State Rep. Bob Kulp (R-Stratford), chairman of the Assembly’s Transportation Committee, said he hadn’t read the entire plan as of Wednesday afternoon, but he said Sanfelippo should be applauded for thinking outside the box. Kulp said the proposal could go farther, however.

“My first impression was, why only half? Why not the whole automobile tax,” he said. “Goodness, if we can get closer to solving our transportation funding issues using these methods and only taking half of (the automobile tax revenues), that’s a very good approach.”

Kulp said he does have concerns about what the revenue shift could mean for local road funding in his north central Wisconsin Assembly district.

“We want to make sure we’re accounting for that difference as well,” the lawmaker said.
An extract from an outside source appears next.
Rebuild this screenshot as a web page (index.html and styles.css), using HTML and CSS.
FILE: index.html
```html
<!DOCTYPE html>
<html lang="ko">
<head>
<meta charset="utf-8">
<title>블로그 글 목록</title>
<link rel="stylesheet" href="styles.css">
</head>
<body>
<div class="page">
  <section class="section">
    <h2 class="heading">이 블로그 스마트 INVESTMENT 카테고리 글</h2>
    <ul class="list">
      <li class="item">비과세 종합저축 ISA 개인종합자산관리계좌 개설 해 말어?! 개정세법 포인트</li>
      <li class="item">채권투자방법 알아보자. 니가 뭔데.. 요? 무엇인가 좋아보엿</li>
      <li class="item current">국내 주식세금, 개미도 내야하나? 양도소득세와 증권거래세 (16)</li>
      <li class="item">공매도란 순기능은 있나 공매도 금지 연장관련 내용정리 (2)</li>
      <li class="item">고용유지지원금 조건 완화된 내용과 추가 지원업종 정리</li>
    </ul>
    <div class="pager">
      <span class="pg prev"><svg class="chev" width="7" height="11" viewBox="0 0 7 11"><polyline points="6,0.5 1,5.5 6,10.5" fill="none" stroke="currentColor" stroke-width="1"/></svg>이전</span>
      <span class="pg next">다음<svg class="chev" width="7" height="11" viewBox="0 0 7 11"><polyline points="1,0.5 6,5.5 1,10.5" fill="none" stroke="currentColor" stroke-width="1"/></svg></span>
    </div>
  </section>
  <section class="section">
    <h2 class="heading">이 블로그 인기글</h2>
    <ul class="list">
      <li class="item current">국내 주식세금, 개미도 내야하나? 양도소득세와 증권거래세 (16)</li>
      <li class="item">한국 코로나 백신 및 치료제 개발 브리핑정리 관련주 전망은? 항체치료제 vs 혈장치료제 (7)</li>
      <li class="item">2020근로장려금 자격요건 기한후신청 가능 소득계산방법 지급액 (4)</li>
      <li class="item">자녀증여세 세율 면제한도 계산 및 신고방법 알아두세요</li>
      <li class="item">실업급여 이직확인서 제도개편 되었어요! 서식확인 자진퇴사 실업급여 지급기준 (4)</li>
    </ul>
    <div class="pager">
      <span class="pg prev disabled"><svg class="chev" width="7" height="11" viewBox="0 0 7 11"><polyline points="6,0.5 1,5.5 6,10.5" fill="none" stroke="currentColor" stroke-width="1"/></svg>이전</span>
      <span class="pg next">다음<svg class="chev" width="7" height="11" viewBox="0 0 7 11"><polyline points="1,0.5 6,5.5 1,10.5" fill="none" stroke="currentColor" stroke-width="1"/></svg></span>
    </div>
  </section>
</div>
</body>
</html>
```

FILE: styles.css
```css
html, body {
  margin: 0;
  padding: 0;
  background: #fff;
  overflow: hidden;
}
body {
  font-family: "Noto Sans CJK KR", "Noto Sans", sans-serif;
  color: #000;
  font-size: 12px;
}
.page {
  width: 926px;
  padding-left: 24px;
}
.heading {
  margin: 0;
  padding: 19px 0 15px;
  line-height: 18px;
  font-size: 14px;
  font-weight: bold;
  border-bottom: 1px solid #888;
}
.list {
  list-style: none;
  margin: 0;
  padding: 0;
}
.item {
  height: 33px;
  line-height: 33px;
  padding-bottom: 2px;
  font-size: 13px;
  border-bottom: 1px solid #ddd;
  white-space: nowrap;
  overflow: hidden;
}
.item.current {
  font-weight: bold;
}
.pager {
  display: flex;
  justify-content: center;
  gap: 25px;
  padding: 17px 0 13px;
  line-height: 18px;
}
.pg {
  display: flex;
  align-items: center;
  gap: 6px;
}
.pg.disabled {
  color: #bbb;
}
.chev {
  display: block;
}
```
Sanfelippo said his plan is also dependent on reforming a state transportation agency that has wasted billions of taxpayer dollars, according to a 2016 audit. DOT accountability and savings realized through better practices are top of mind for fiscal conservatives who aren’t inclined to reward a transportation department that has been such a poor steward of the revenue it receives. 

“A combination of stable funding and long-term reforms will make this a sustainable program,” Sanfelippo said.